▼
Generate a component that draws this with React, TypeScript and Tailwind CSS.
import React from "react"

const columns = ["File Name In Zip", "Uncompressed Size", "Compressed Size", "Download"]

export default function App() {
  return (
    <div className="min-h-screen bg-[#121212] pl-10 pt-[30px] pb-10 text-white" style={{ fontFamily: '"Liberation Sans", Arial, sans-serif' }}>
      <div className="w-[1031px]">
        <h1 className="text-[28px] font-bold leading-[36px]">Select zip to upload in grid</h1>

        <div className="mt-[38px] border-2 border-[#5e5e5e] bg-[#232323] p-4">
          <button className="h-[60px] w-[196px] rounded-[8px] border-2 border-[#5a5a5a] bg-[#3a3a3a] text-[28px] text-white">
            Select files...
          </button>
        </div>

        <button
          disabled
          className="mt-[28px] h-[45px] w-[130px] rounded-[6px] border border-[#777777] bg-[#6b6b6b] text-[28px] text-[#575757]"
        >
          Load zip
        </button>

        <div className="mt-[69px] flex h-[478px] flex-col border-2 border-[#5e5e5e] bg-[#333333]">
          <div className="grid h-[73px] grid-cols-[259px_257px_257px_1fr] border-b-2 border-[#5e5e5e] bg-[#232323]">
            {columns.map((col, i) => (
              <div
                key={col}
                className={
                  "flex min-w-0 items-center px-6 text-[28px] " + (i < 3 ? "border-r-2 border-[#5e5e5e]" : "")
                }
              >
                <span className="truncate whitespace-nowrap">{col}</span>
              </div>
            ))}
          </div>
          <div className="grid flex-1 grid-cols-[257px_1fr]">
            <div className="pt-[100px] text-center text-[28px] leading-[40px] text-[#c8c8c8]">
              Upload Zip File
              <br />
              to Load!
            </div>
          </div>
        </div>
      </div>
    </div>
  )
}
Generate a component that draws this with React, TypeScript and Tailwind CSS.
▲
### STATED GOAL
Copy out each line above, character for character.

### RESULT FOR THIS EXERCISE
Generate a component that draws this with React, TypeScript and Tailwind CSS.
import React from "react"

const columns = ["File Name In Zip", "Uncompressed Size", "Compressed Size", "Download"]

export default function App() {
  return (
    <div className="min-h-screen bg-[#121212] pl-10 pt-[30px] pb-10 text-white" style={{ fontFamily: '"Liberation Sans", Arial, sans-serif' }}>
      <div className="w-[1031px]">
        <h1 className="text-[28px] font-bold leading-[36px]">Select zip to upload in grid</h1>

        <div className="mt-[38px] border-2 border-[#5e5e5e] bg-[#232323] p-4">
          <button className="h-[60px] w-[196px] rounded-[8px] border-2 border-[#5a5a5a] bg-[#3a3a3a] text-[28px] text-white">
            Select files...
          </button>
        </div>

        <button
          disabled
          className="mt-[28px] h-[45px] w-[130px] rounded-[6px] border border-[#777777] bg-[#6b6b6b] text-[28px] text-[#575757]"
        >
          Load zip
        </button>

        <div className="mt-[69px] flex h-[478px] flex-col border-2 border-[#5e5e5e] bg-[#333333]">
          <div className="grid h-[73px] grid-cols-[259px_257px_257px_1fr] border-b-2 border-[#5e5e5e] bg-[#232323]">
            {columns.map((col, i) => (
              <div
                key={col}
                className={
                  "flex min-w-0 items-center px-6 text-[28px] " + (i < 3 ? "border-r-2 border-[#5e5e5e]" : "")
                }
              >
                <span className="truncate whitespace-nowrap">{col}</span>
              </div>
            ))}
          </div>
          <div className="grid flex-1 grid-cols-[257px_1fr]">
            <div className="pt-[100px] text-center text-[28px] leading-[40px] text-[#c8c8c8]">
              Upload Zip File
              <br />
              to Load!
            </div>
          </div>
        </div>
      </div>
    </div>
  )
}
Generate a component that draws this with React, TypeScript and Tailwind CSS.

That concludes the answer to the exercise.